Saturday, Feb 26, 2005 at 22:01
Make sure you have the surround for the flame the right way as one of the members had a stove blow apart last year - it had not got the sticker there to tell them they needed to. It did yoga as Truckster put it....... no it wasn't his, he kept his warm though.

As Karen warns the gas will freeze at lower temperatures, as the liquid turns to gas it will drop the temperature below what it was stored at and freeze putting an end to your flame. It freezes at 0 degrees celcius.
AnswerID: 100310

Reply By: Scubaroo - Saturday, Feb 26, 2005 at 23:13

Saturday, Feb 26, 2005 at 23:13
Two issues affect these stoves - altitude and temperature. Butane has a boiing point of around -1C (ie turn from liquid to gas), so it does not require a very strong container to contain. Propane on the other hand has a much lower boiling point, and requires a very strong container (eg the heavy green Coleman 465g canisters are pure propane). The problem with the butane is that in cold weather, it's not going to convert to gas very well - so pre-warming the canister (as suggested by keeping in the sleeping bag) helps the stoves ignite when it's *really* cold. The butane is most likely a butane/propane mixture to help with the cold weather use - the lower boiling point propane keeps the canister pressurised, but the propane can burn off first, so performance will degrade as the canister is used up. If it's just regular butane, it's going to be a PITA when it's cold. Either way, canister warming helps.

I use a Primus canister stove, and being a butane/propane mix, it works quite well in the cold (cold as in around freezing temps).

The problems experienced on top of Kosciusko were probably related to the fact you were at over 3000m elevation, and the boiling point of water drops as atmospheric pressure drops - water would boil at around 90C (not 100C) on top of Kosciusko. This can double the cooking time.
AnswerID: 100320

Reply By: Ray Bates - Sunday, Feb 27, 2005 at 10:01

Sunday, Feb 27, 2005 at 10:01
Hi all,
while we are on the subject of LPG I have a Primus BBQ. Very nice and very neat but controling the height of the flame is a problem as I am unable to turn it low. The only control is by the tap on the bottle. Primus did not supply any regulator or control valve with it. Any suggestions???????????????????????
AnswerID: 100347

Follow Up By: AdrianLR - Monday, Feb 28, 2005 at 13:58

Monday, Feb 28, 2005 at 13:58
It will have a jet in the hose. It may be partially blocked and this will cause the big poorly-defined flame when on full and poor simmer (at least it does on ours).
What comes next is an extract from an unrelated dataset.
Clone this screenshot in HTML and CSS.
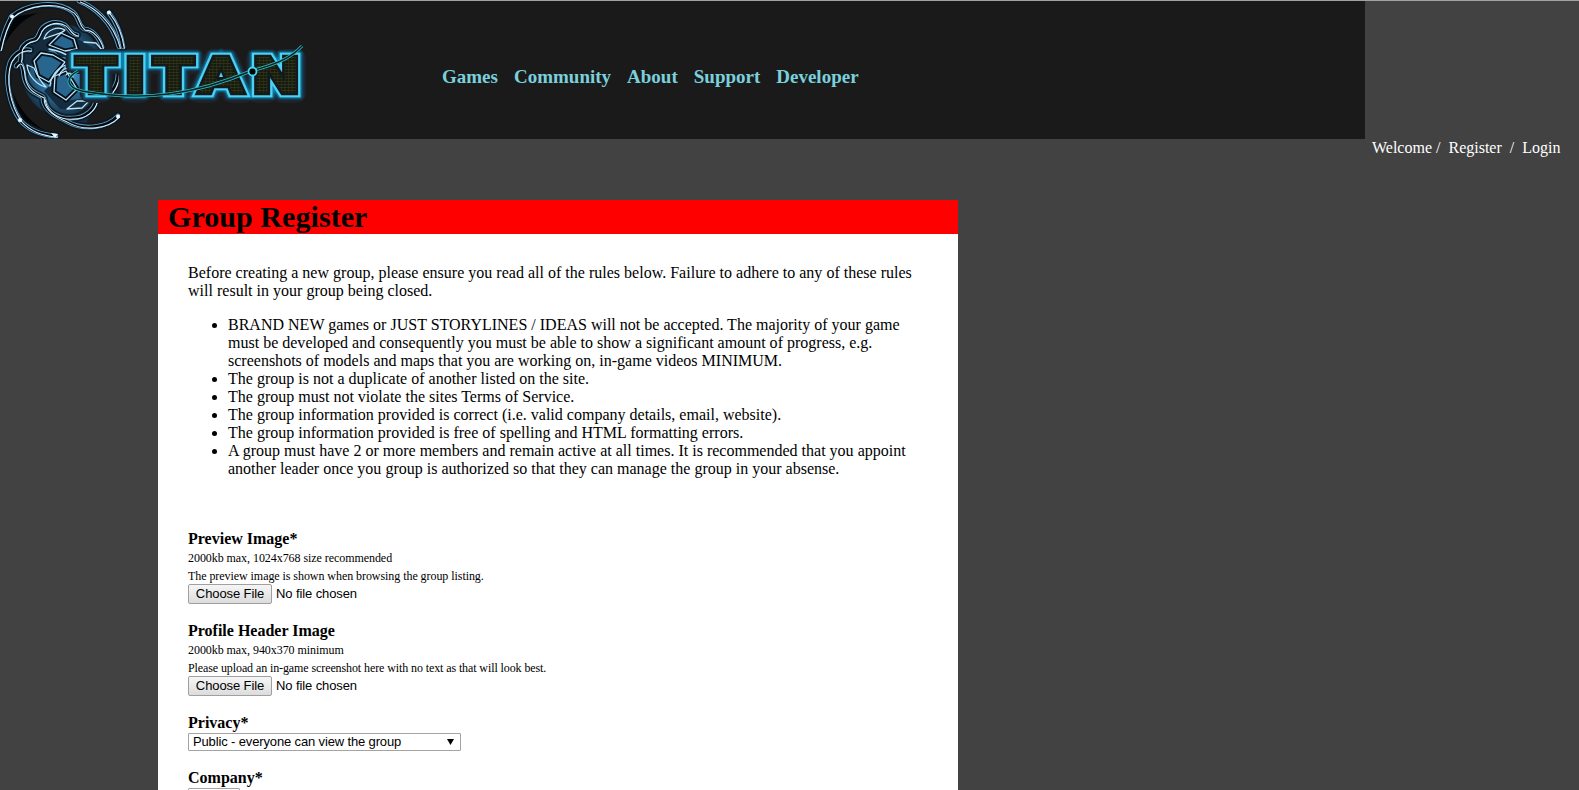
FILE: index.html
```html
<!DOCTYPE html>
<html lang="en">
<head>
<meta charset="utf-8">
<title>Group Register</title>
<link rel="stylesheet" href="styles.css">
</head>
<body>
<header class="top">
  <div class="banner">
    <svg class="logo" width="310" height="138" viewBox="0 1 310 138">
      <defs>
        <radialGradient id="core"><stop offset="0" stop-color="#4fb0e2"/><stop offset=".6" stop-color="#2c6a94"/><stop offset="1" stop-color="#173349"/></radialGradient>
        <pattern id="mesh" width="3" height="3" patternUnits="userSpaceOnUse"><path d="M0 0H3V3H0z" fill="#15190f"/><path d="M0 .5H3M.5 0V3" stroke="#343a18" stroke-width=".6"/></pattern>
        <filter id="glow" x="-10%" y="-30%" width="120%" height="160%"><feGaussianBlur stdDeviation="1.3"/></filter>
        <g id="arms" fill="none" stroke-linecap="round" stroke-linejoin="round">
          <path d="M11 17C26 4 56-1 73 12C80 18 77 24 84 29C92 29 99 37 102 47"/>
          <path d="M20 61C23 54 17 50 26 43C33 38 35 43 39 34C42 24 55 19 65 25C70 29 70 34 77 35"/>
          <path d="M79 1C92 6 112 20 119 47M109 13C117 23 121 34 123 47"/>
          <path d="M0 49C3 34 7 24 12 16"/>
          <path d="M20 120C9 104 4 78 10 62C14 54 22 48 30 50"/>
          <path d="M16 66C21 58 23 67 24 77C27 91 36 93 43 97C42 109 54 116 66 121C83 131 107 128 118 116"/>
          <path d="M20 120C30 132 43 135 56 136M44 99C46 113 60 119 72 118C86 118 94 109 96 101"/>
          <path d="M118 74C118 83 114 89 108 96"/>
        </g>
      </defs>
      <path d="M12 17L1 49L8 39C14 29 28 13 45 12ZM109 12L118 47H124C122 29 119 21 109 12ZM20 119L12 90C18 106 28 122 48 132Z" fill="#020406"/>
      <ellipse cx="62" cy="70" rx="41" ry="46" fill="url(#core)"/>
      <path d="M27 48C38 25 52 20 66 27L76 38L99 51L88 58L60 57L53 49L34 58L28 76L19 63ZM24 78L42 95L50 108L74 119L94 106L86 124L65 120L46 111L39 95ZM44 91L54 82L62 101L80 99L91 98L80 110L60 109Z" fill="#142c3e"/>
      <use href="#arms" stroke="#0a1722" stroke-width="8" opacity=".8"/>
      <use href="#arms" stroke="#5c9fc9" stroke-width="4.600"/>
      <use href="#arms" stroke="#05090d" stroke-width="2.800"/>
      <use href="#arms" stroke="#d3edfb" stroke-width="1.100" transform="translate(1.300 1.100)"/>
      <g fill="#28658f" stroke="#071018" stroke-width="5" stroke-linejoin="round">
        <path d="M49 45L61 33L74 39L77 49L65 51Z"/><path d="M34 61L41 53L53 55L65 62L49 82L38 76Z"/><path d="M55 76L66 71L77 89L66 100L54 92Z"/>
      </g>
      <g fill="none" stroke="#b9e4fb" stroke-width="1.300" stroke-linejoin="round" stroke-linecap="round">
        <path d="M49 45L61 33L74 39L77 49L65 51Z"/><path d="M34 61L41 53L53 55L65 62L49 82L38 76Z"/><path d="M55 76L66 71L77 89L66 100L54 92Z"/>
        <path d="M49 49C61 51 68 55 73 59M50 86C51 73 62 64 70 65M59 76C61 70 66 67 71 69M66 75C68 72 71 73 73 77M84 42L96 43L102 50M67 109L77 101H89L82 108Z"/>
        <path d="M44 39C47 29 58 26 65 30C60 35 53 34 44 39ZM27 65C28 76 37 85 46 87C41 82 37 75 34 68Z"/>
      </g>
      <g fill="#eefaff"><circle cx="12" cy="16.500" r="2"/><circle cx="109" cy="12.500" r="2"/><circle cx="20" cy="120" r="2"/><circle cx="118" cy="116.500" r="2"/><path d="M51 133L58 134L55 138Z"/></g>
      <g class="wordmark" font-size="49" transform="scale(1.2 1)">
        <text class="shade" x="63.300 103.400 127.900 165.200 209.500" y="94">TITAN</text>
        <text class="halo" x="63.300 103.400 127.900 165.200 209.500" y="93" filter="url(#glow)" aria-hidden="true">TITAN</text>
        <text class="edge" x="63.300 103.400 127.900 165.200 209.500" y="93" aria-hidden="true">TITAN</text>
        <text class="face" x="63.300 103.400 127.900 165.200 209.500" y="93" aria-hidden="true">TITAN</text>
      </g>
      <path d="M78 71C65 78 66 87 82 91C145 103 199 93 251 71C277 64 291 58 302 46" fill="none" stroke="#2fbcc2" stroke-width="3"/>
      <path d="M78 71C65 78 66 87 82 91C145 103 199 93 251 71C277 64 291 58 302 46" fill="none" stroke="#052027" stroke-width="1.400"/>
      <circle cx="252.500" cy="71.500" r="4" fill="#000" stroke="#40d4ee" stroke-width="1.800"/>
    </svg>
    <nav class="menu"><a>Games</a><a>Community</a><a>About</a><a>Support</a><a>Developer</a></nav>
  </div>
  <div class="account"><span>Welcome /</span><span>Register</span><span>/</span><span>Login</span></div>
</header>
<main class="panel">
  <h1 class="title">Group Register</h1>
  <div class="content">
    <p class="intro">Before creating a new group, please ensure you read all of the rules below. Failure to adhere to any of these rules<br>will result in your group being closed.</p>
    <ul class="rules">
      <li>BRAND NEW games or JUST STORYLINES / IDEAS will not be accepted. The majority of your game<br>must be developed and consequently you must be able to show a significant amount of progress, e.g.<br>screenshots of models and maps that you are working on, in-game videos MINIMUM.</li>
      <li>The group is not a duplicate of another listed on the site.</li>
      <li>The group must not violate the sites Terms of Service.</li>
      <li>The group information provided is correct (i.e. valid company details, email, website).</li>
      <li>The group information provided is free of spelling and HTML formatting errors.</li>
      <li>A group must have 2 or more members and remain active at all times. It is recommended that you appoint<br>another leader once you group is authorized so that they can manage the group in your absense.</li>
    </ul>
    <section class="field">
      <b>Preview Image*</b>
      <small>2000kb max, 1024x768 size recommended</small>
      <small>The preview image is shown when browsing the group listing.</small>
      <div class="file"><button class="choose">Choose File</button><span>No file chosen</span></div>
    </section>
    <section class="field">
      <b>Profile Header Image</b>
      <small>2000kb max, 940x370 minimum</small>
      <small class="tight">Please upload an in-game screenshot here with no text as that will look best.</small>
      <div class="file"><button class="choose">Choose File</button><span>No file chosen</span></div>
    </section>
    <section class="field privacy">
      <b>Privacy*</b>
      <div class="select"><span>Public - everyone can view the group</span><svg width="7" height="8" viewBox="0 0 7 8"><path d="M0 1H7L3.500 7Z"/></svg></div>
    </section>
    <section class="field">
      <b>Company*</b>
      <div class="select short"></div>
    </section>
  </div>
</main>
</body>
</html>
```
FILE: styles.css
```css
* { box-sizing: border-box; }
html { height: 100%; overflow: hidden; }
body {
  margin: 0;
  height: 790px;
  overflow: hidden;
  background: #424242;
  border-top: 1px solid #a0a3a3;
  font: 16px/18px "Liberation Serif", serif;
  color: #000;
}
.top { display: flex; height: 199px; }
.banner {
  display: flex;
  align-items: flex-start;
  flex: none;
  width: 1365px;
  height: 138px;
  background: #1a1a1a;
}
.logo { display: block; flex: none; }
.wordmark text { font-family: "DejaVu Sans", sans-serif; font-weight: bold; stroke-linejoin: miter; }
.wordmark .shade { fill: #10151c; stroke: #1d222c; stroke-width: 18px; stroke-linejoin: round; }
.halo { fill: none; stroke: #0888b6; stroke-width: 11px; }
.edge { fill: #4bd2f4; stroke: #4bd2f4; stroke-width: 8.4px; }
.face { fill: url(#mesh); stroke: #141a1b; stroke-width: 4.6px; paint-order: stroke; }
.menu {
  display: flex;
  gap: 16px;
  padding: 65px 0 0 132px;
  font-size: 19px;
  line-height: 22px;
  font-weight: bold;
  color: #7bd0dc;
}
.account {
  display: flex;
  gap: 8px;
  padding: 138px 0 0 7px;
  color: #fff;
  white-space: nowrap;
}
.panel {
  width: 800px;
  height: 590px;
  overflow: hidden;
  margin-left: 158px;
  background: #fff;
}
.title {
  margin: 0;
  padding-left: 10px;
  height: 34px;
  background: #f00;
  font-size: 30px;
  line-height: 34px;
  letter-spacing: .06px;
}
.content { padding: 30px 30px 0; white-space: nowrap; }
.intro { margin: 0 0 16px; letter-spacing: .01px; }
.rules { margin: 0 0 52px; padding-left: 40px; list-style: none; letter-spacing: .005px; }
.rules li::before {
  content: "";
  display: inline-block;
  width: 5px;
  height: 5px;
  margin: 0 11px 0 -16px;
  border-radius: 50%;
  background: #000;
  vertical-align: 2px;
}
.field { display: flex; flex-direction: column; align-items: flex-start; margin-bottom: 17px; }
.privacy { margin-bottom: 18px; }
.field b { display: block; }
.field small { height: 18px; padding-top: 1px; font-size: 12px; letter-spacing: -.06px; }
.field .tight { letter-spacing: -.1px; }
.file {
  display: flex;
  align-items: flex-start;
  gap: 4px;
  height: 21px;
  font: 13px/20px "Liberation Sans", sans-serif;
  letter-spacing: -.1px;
}
.choose {
  width: 84px;
  height: 20px;
  padding: 0;
  border: 1px solid #a0a0a0;
  border-radius: 2px;
  background: linear-gradient(#f6f6f6, #dcdcdc);
  font: inherit;
  line-height: 18px;
  letter-spacing: -.1px;
  color: #000;
}
.select {
  display: flex;
  align-items: center;
  justify-content: space-between;
  width: 273px;
  height: 18px;
  margin-top: 1px;
  padding: 0 6px 1px 4px;
  border: 1px solid #a4a4a4;
  border-radius: 1px;
  background: #fff;
  font: 13px/15px "Liberation Sans", sans-serif;
  letter-spacing: -.14px;
}
.short { width: 52px; }
```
Try cleaning the jet with a strand of copper wire. It can be unscrewed with a pair of longnose pliers.

Also check that a spider hasn't taken up residence in the burner (common with gas lanterns stored in the shed for some reason)

FollowupID: 358640

Reply By: Patrolman Pat - Sunday, Feb 27, 2005 at 10:39

Sunday, Feb 27, 2005 at 10:39
I think most things have been covered in previous posts. I now have two of the butane gas burners and leave the LPG one at home most of the time now. One of the best bits of camping gear I've ever owned. As for protecting cannisters on corrugation stick a couple of stubbie holders on them.
AnswerID: 100349

Reply By: porlsprado - Sunday, Feb 27, 2005 at 12:28

Sunday, Feb 27, 2005 at 12:28
I use butane stoves and the i believe the recommendation to not leave the can inside the stove is like this - its not actually locked into place - its a placement type thing relying on a spring, so if a movement dislodges the connection without fully disconnecting it then you have butane spilling into the ignition area - that's when these stoves blow up upon start up. I have seen this dislogement in my stove but luckily i checked it before I hit the ignition - so now i do take it out after every single use. So apart from the leakage issue, its a safety issue as you don't know who has knocked it since you last used it.